Times change and we change with the times. As Sir Harold Kroto said, he used to know every little detail about the process of taking a photo, as he carried each step out himself. Nowadays we only press a button and everything is done for us, we are not intimately aware of the process. Due to the rise of digital technology, we no longer know ‘how’ things work. Sure, there are commands and electrical signals and capacitors… but we don’t know the underlying architecture nor the algorithms built on it. Often enough we don’t even know whether the thing we are using, may it be a car, a computer, or a speaker system, uses actual programmed commands to carry out its function or simple signals are enough. We no longer need to.

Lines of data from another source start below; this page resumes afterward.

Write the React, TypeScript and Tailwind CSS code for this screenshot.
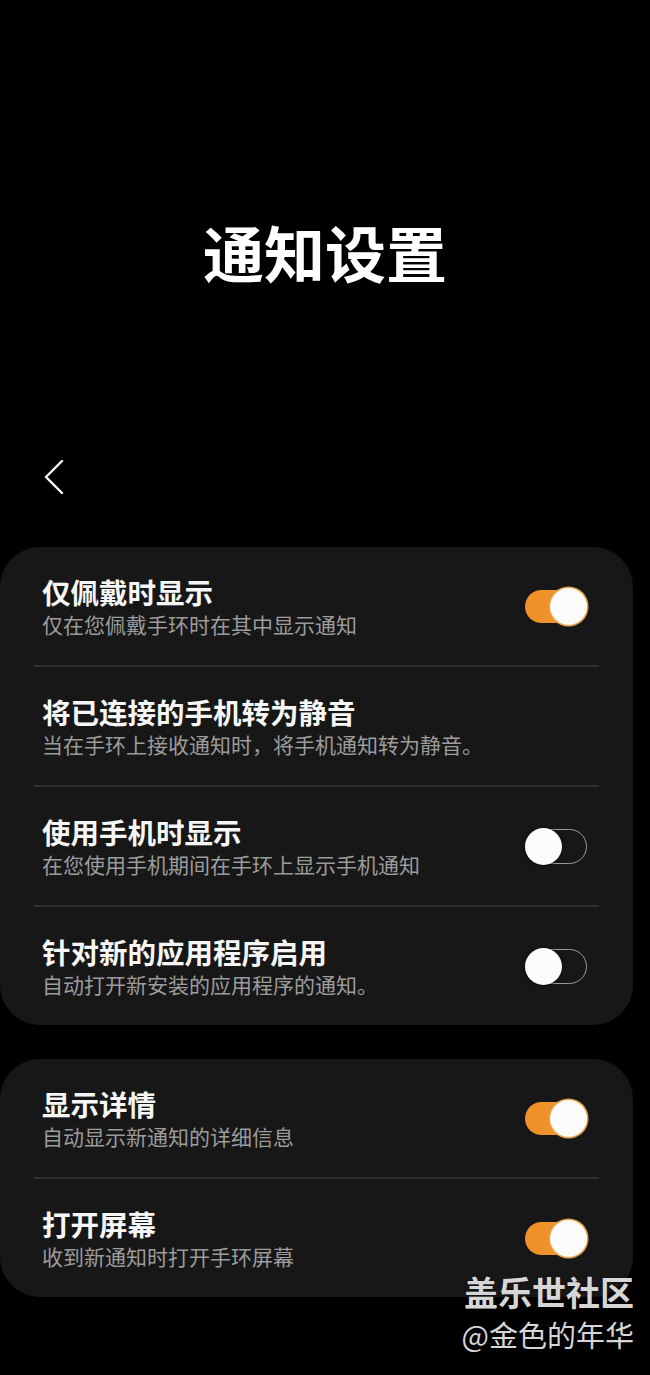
const font = { fontFamily: '"Noto Sans CJK SC", "Noto Sans", sans-serif' };

type Item = { title: string; desc: string; on?: boolean | null };

const group1: Item[] = [
  { title: "仅佩戴时显示", desc: "仅在您佩戴手环时在其中显示通知", on: true },
  { title: "将已连接的手机转为静音", desc: "当在手环上接收通知时，将手机通知转为静音。", on: null },
  { title: "使用手机时显示", desc: "在您使用手机期间在手环上显示手机通知", on: false },
  { title: "针对新的应用程序启用", desc: "自动打开新安装的应用程序的通知。", on: false },
];

const group2: Item[] = [
  { title: "显示详情", desc: "自动显示新通知的详细信息", on: true },
  { title: "打开屏幕", desc: "收到新通知时打开手环屏幕", on: true },
];

function Toggle({ on }: { on: boolean }) {
  if (on) {
    return (
      <div className="relative w-[62px] h-[37px] shrink-0">
        <div className="absolute left-0 top-[2px] w-[48px] h-[33px] rounded-full bg-[#f0922a]" />
        <div className="absolute right-0 top-0 w-[37px] h-[37px] rounded-full bg-[#fbfbfb] shadow-[0_0_0_1.5px_#e9a04a]" />
      </div>
    );
  }
  return (
    <div className="relative w-[62px] h-[37px] shrink-0">
      <div className="absolute left-0 top-[1px] w-[62px] h-[35px] rounded-full border-[1.5px] border-[#9a9a9a]" />
      <div className="absolute left-0 top-0 w-[37px] h-[37px] rounded-full bg-[#fbfbfb] shadow-[0_0_2px_1px_rgba(0,0,0,0.5)]" />
    </div>
  );
}

function Card({ items }: { items: Item[] }) {
  return (
    <div className="w-[633px] rounded-[40px] bg-[#171717]">
      {items.map((it, i) => (
        <div key={it.title}>
          {i > 0 && <div className="mx-[34px] h-[2px] bg-[#2f2f2f]" />}
          <div className="h-[118px] flex items-center pl-[42px] pr-[46px]">
            <div className="flex-1 flex flex-col">
              <div className="text-[28.5px] leading-[36px] font-bold text-[#f6f6f6]">{it.title}</div>
              <div className="text-[21px] leading-[28px] text-[#9c9c9c]">{it.desc}</div>
            </div>
            {it.on !== null && it.on !== undefined && <Toggle on={it.on} />}
          </div>
        </div>
      ))}
    </div>
  );
}

export default function App() {
  return (
    <div className="relative w-[650px] h-[1375px] bg-black overflow-hidden" style={font}>
      <div className="pt-[222px] h-[60px] box-content text-center text-[61px] leading-[60px] font-bold text-white">
        通知设置
      </div>
      <div className="mt-[178px] pl-[43px]">
        <svg width="22" height="34" viewBox="0 0 22 34" fill="none">
          <polyline points="19,1 3,17 19,33" stroke="#fff" strokeWidth="2.4" strokeLinecap="round" strokeLinejoin="round" />
        </svg>
      </div>
      <div className="mt-[53px] flex flex-col gap-[34px]">
        <Card items={group1} />
        <Card items={group2} />
      </div>
      <div className="absolute right-[16px] top-[1270px] flex flex-col items-end text-[#d6d6d6]">
        <div className="text-[34px] leading-[44px] font-bold [text-shadow:0_0_2px_rgba(0,0,0,0.6)]">盖乐世社区</div>
        <div className="text-[29px] leading-[40px]">@金色的年华</div>
      </div>
    </div>
  );
}
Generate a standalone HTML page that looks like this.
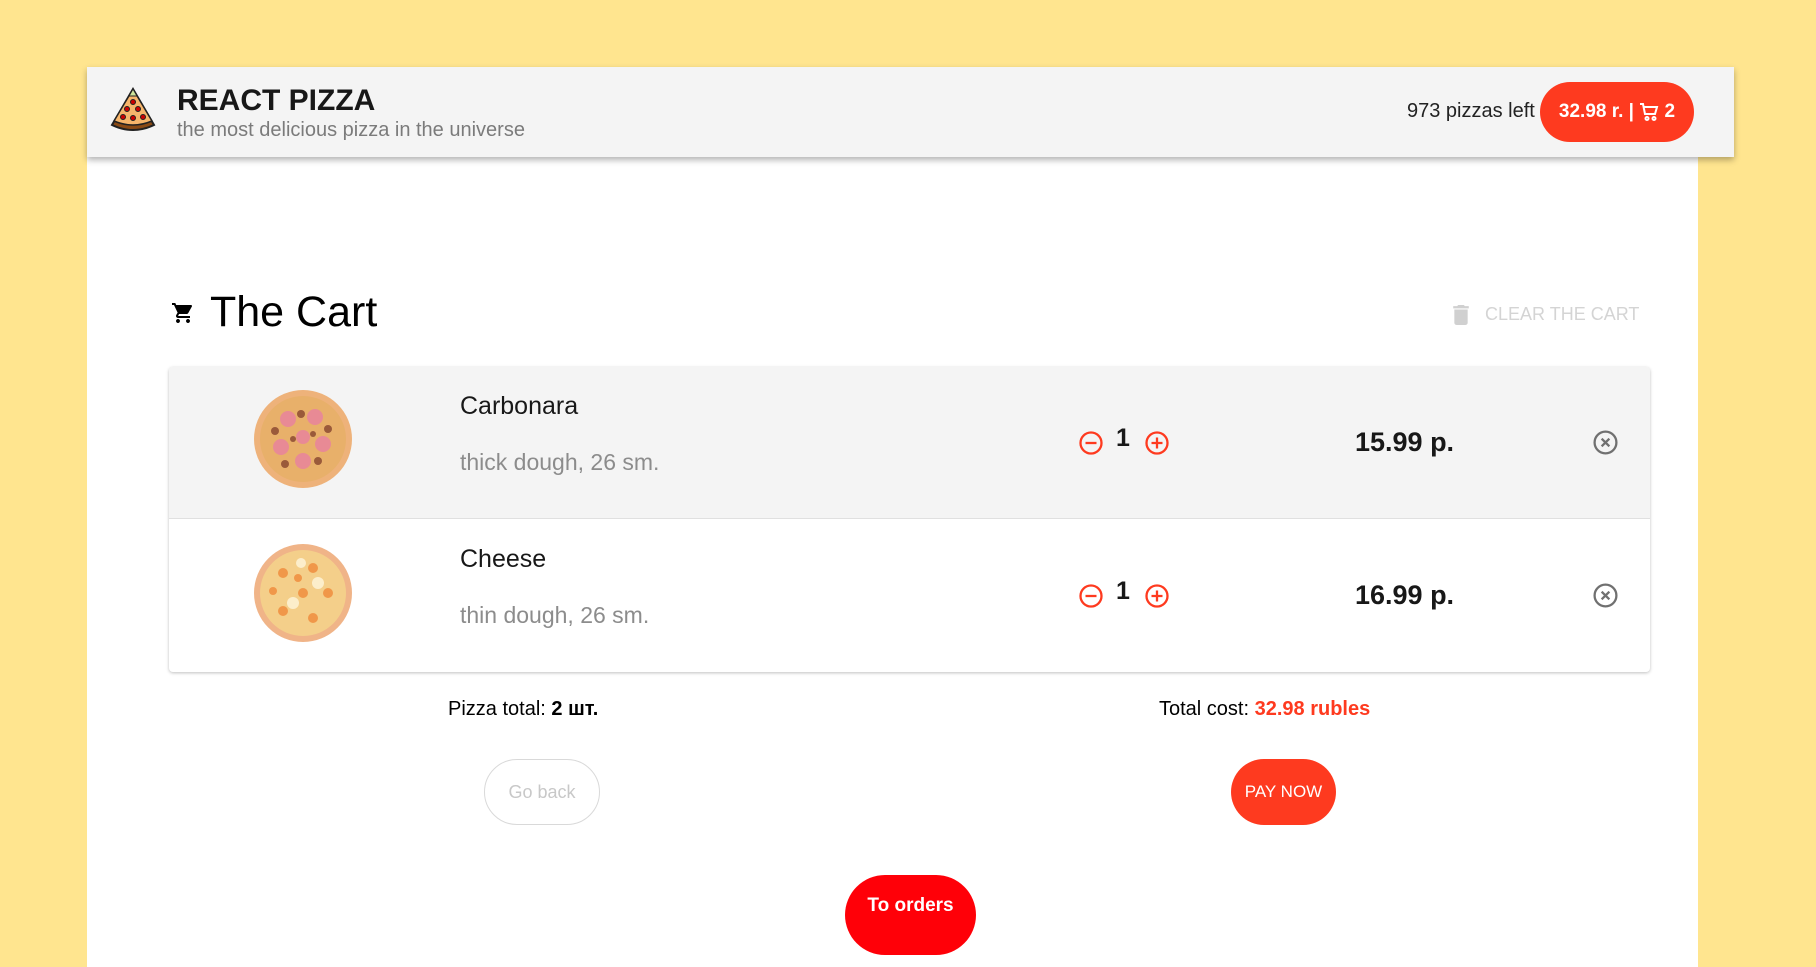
<!DOCTYPE html>
<html><head><meta charset="utf-8"><style>
*{box-sizing:border-box;margin:0;padding:0}
body{width:1816px;height:936px;overflow:hidden;background:#ffe58f;font-family:"Liberation Sans",sans-serif;position:relative}
.wrap{position:absolute;left:87px;top:67px;width:1611px;height:900px;background:#fff}
.header{position:absolute;left:87px;top:67px;width:1647px;height:90px;background:#f4f4f4;box-shadow:0 3px 6px rgba(0,0,0,.3)}
.abs{position:absolute;white-space:nowrap}
.row{position:absolute;left:169px;width:1481px;height:152px}
.btn{position:absolute;border-radius:40px;display:flex;align-items:center;justify-content:center}
</style></head><body>
<div class="wrap"></div>
<div class="header">
 <svg class="abs" style="left:21px;top:20px" width="50" height="48" viewBox="0 0 50 48">
  <path d="M25 2 L46 38 Q25 48 4 38 Z" fill="#8a4a14" stroke="#222" stroke-width="2"/>
  <path d="M25 2 L44 34 Q25 42 6 34 Z" fill="#f6b56b" stroke="#222" stroke-width="1.5"/>
  <path d="M25 2 L29 9 L21 9 Z" fill="#cde49a" stroke="#222" stroke-width="1"/>
  <g fill="#c00" stroke="#222" stroke-width="1"><circle cx="25" cy="15" r="2.5"/><circle cx="19" cy="22" r="2.5"/><circle cx="30" cy="22" r="2.5"/><circle cx="15" cy="30" r="2.5"/><circle cx="25" cy="31" r="2.5"/><circle cx="35" cy="30" r="2.5"/></g>
 </svg>
 <div class="abs" style="left:90px;top:17px;font-size:30px;font-weight:bold;color:#181818">REACT PIZZA</div>
 <div class="abs" style="left:90px;top:52px;font-size:20px;color:#7b7b7b">the most delicious pizza in the universe</div>
 <div class="abs" style="left:1320px;top:33px;font-size:20px;color:#222">973 pizzas left</div>
 <div class="btn" style="left:1453px;top:15px;width:154px;height:60px;background:#fe3a1f;color:#fff;font-weight:bold;font-size:19px">32.98 r. |&nbsp;
  <svg width="20" height="20" viewBox="0 0 20 20" fill="none" stroke="#fff" stroke-width="2"><path d="M1 2h3l2 10h10l2-7H5"/><circle cx="8" cy="16.5" r="1.5"/><circle cx="15" cy="16.5" r="1.5"/></svg>&nbsp;2</div>
</div>

<svg class="abs" style="left:171px;top:301px" width="24" height="24" viewBox="0 0 24 24"><path fill="#000" d="M7 18c-1.1 0-2 .9-2 2s.9 2 2 2 2-.9 2-2-.9-2-2-2zM1 2v2h2l3.6 7.59-1.35 2.45C4.52 15.37 5.48 17 7 17h12v-2H7.42c-.14 0-.25-.11-.25-.25l.03-.12.9-1.63h7.45c.75 0 1.41-.41 1.75-1.03l3.58-6.49A1 1 0 0 0 20 4H5.21l-.94-2H1zm16 16c-1.1 0-2 .9-2 2s.9 2 2 2 2-.9 2-2-.9-2-2-2z"/></svg>
<div class="abs" style="left:210px;top:288px;font-size:43px;color:#000">The Cart</div>
<svg class="abs" style="left:1452px;top:305px" width="18" height="20" viewBox="0 0 14 18"><path fill="#d0d0d0" d="M1 16c0 1.1.9 2 2 2h8c1.1 0 2-.9 2-2V4H1v12zM14 1h-3.5l-1-1h-5l-1 1H0v2h14V1z"/></svg>
<div class="abs" style="left:1485px;top:304px;font-size:18px;color:#d4d4d4">CLEAR THE CART</div>

<div style="position:absolute;left:169px;top:367px;width:1481px;height:305px;border-radius:4px;box-shadow:0 1px 3px rgba(0,0,0,.25);background:#fff"></div>
<div class="row" style="top:367px;background:#f4f4f4;border-bottom:1px solid #e0e0e0;border-radius:4px 4px 0 0"></div>

<svg class="abs" style="left:253px;top:389px" width="100" height="100" viewBox="0 0 100 100">
 <circle cx="50" cy="50" r="49" fill="#eeb27a"/><circle cx="50" cy="50" r="43" fill="#e8b06a"/>
 <g fill="#e88a95"><circle cx="35" cy="30" r="8"/><circle cx="62" cy="28" r="8"/><circle cx="70" cy="55" r="8"/><circle cx="50" cy="72" r="8"/><circle cx="28" cy="58" r="8"/><circle cx="50" cy="48" r="7"/></g>
 <g fill="#9a5a3a"><circle cx="48" cy="25" r="4"/><circle cx="75" cy="40" r="4"/><circle cx="65" cy="72" r="4"/><circle cx="32" cy="75" r="4"/><circle cx="22" cy="42" r="4"/><circle cx="40" cy="50" r="3"/><circle cx="60" cy="45" r="3"/></g>
</svg>
<svg class="abs" style="left:253px;top:543px" width="100" height="100" viewBox="0 0 100 100">
 <circle cx="50" cy="50" r="49" fill="#f0b488"/><circle cx="50" cy="50" r="43" fill="#f4cf8a"/>
 <g fill="#f08a3a" opacity=".8"><circle cx="30" cy="30" r="5"/><circle cx="60" cy="25" r="5"/><circle cx="75" cy="50" r="5"/><circle cx="60" cy="75" r="5"/><circle cx="30" cy="68" r="5"/><circle cx="50" cy="50" r="5"/><circle cx="20" cy="48" r="4"/><circle cx="45" cy="35" r="4"/></g>
 <g fill="#fff6dc" opacity=".8"><circle cx="40" cy="60" r="6"/><circle cx="65" cy="40" r="6"/><circle cx="48" cy="20" r="5"/></g>
</svg>

<div class="abs" style="left:460px;top:392px;font-size:25px;color:#181818">Carbonara</div>
<div class="abs" style="left:460px;top:449px;font-size:23px;color:#8c8c8c">thick dough, 26 sm.</div>
<div class="abs" style="left:460px;top:545px;font-size:25px;color:#181818">Cheese</div>
<div class="abs" style="left:460px;top:602px;font-size:23px;color:#8c8c8c">thin dough, 26 sm.</div>

<svg class="abs" style="left:1078px;top:430px" width="26" height="26" viewBox="0 0 26 26" fill="none" stroke="#fe3a1f" stroke-width="2.3"><circle cx="13" cy="13" r="10.5"/><path d="M7.5 13h11"/></svg>
<div class="abs" style="left:1116px;top:424px;font-size:25px;font-weight:bold;color:#181818">1</div>
<svg class="abs" style="left:1144px;top:430px" width="26" height="26" viewBox="0 0 26 26" fill="none" stroke="#fe3a1f" stroke-width="2.3"><circle cx="13" cy="13" r="10.5"/><path d="M7.5 13h11M13 7.5v11"/></svg>
<div class="abs" style="left:1355px;top:427px;font-size:27px;font-weight:bold;color:#181818">15.99 p.</div>
<svg class="abs" style="left:1592px;top:429px" width="27" height="27" viewBox="0 0 26 26" fill="none" stroke="#707070" stroke-width="2.2"><circle cx="13" cy="13" r="10.5"/><path d="M9.3 9.3l7.4 7.4M16.7 9.3l-7.4 7.4"/></svg>
<svg class="abs" style="left:1078px;top:583px" width="26" height="26" viewBox="0 0 26 26" fill="none" stroke="#fe3a1f" stroke-width="2.3"><circle cx="13" cy="13" r="10.5"/><path d="M7.5 13h11"/></svg>
<div class="abs" style="left:1116px;top:577px;font-size:25px;font-weight:bold;color:#181818">1</div>
<svg class="abs" style="left:1144px;top:583px" width="26" height="26" viewBox="0 0 26 26" fill="none" stroke="#fe3a1f" stroke-width="2.3"><circle cx="13" cy="13" r="10.5"/><path d="M7.5 13h11M13 7.5v11"/></svg>
<div class="abs" style="left:1355px;top:580px;font-size:27px;font-weight:bold;color:#181818">16.99 p.</div>
<svg class="abs" style="left:1592px;top:582px" width="27" height="27" viewBox="0 0 26 26" fill="none" stroke="#707070" stroke-width="2.2"><circle cx="13" cy="13" r="10.5"/><path d="M9.3 9.3l7.4 7.4M16.7 9.3l-7.4 7.4"/></svg>

<div class="abs" style="left:448px;top:698px;font-size:20px;color:#000">Pizza total: <b>2 шт.</b></div>
<div class="abs" style="left:1159px;top:698px;font-size:20px;color:#000">Total cost: <b style="color:#fe3a1f">32.98 rubles</b></div>

<div class="btn" style="left:484px;top:759px;width:116px;height:66px;border:1px solid #d9d9d9;color:#c8c8c8;font-size:18px">Go back</div>
<div class="btn" style="left:1231px;top:759px;width:105px;height:66px;background:#fe3a1f;color:#fff;font-size:17px">PAY NOW</div>
<div class="btn" style="left:845px;top:875px;width:131px;height:80px;background:#ff0008;color:#fff;font-size:19px;font-weight:bold;align-items:flex-start;padding-top:20px">To orders</div>
</body></html>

But a lot of magic is lost in the process. You know what I mean – the reason you’d rather read a book instead of watching a movie about it requiring less time, the reason you’d rather go see a live show than listen to a studio recording with superior quality, why you’d rather go sunbathing than visit a solarium. The experience is different. Hell, if I could, I’d use a dedicated writing station for satisfying creative juices. Innovation is crucial and pretty much everyone enjoys it. They enable us to have new experiences while locking away our old ones. This is the purpose the Internet Archive, Project Gutenberg, DOSBox and many others exist, to give us access to those old memories and experiences. But as much as one can try, some things simply disappear. Until we are surprised to see them once again.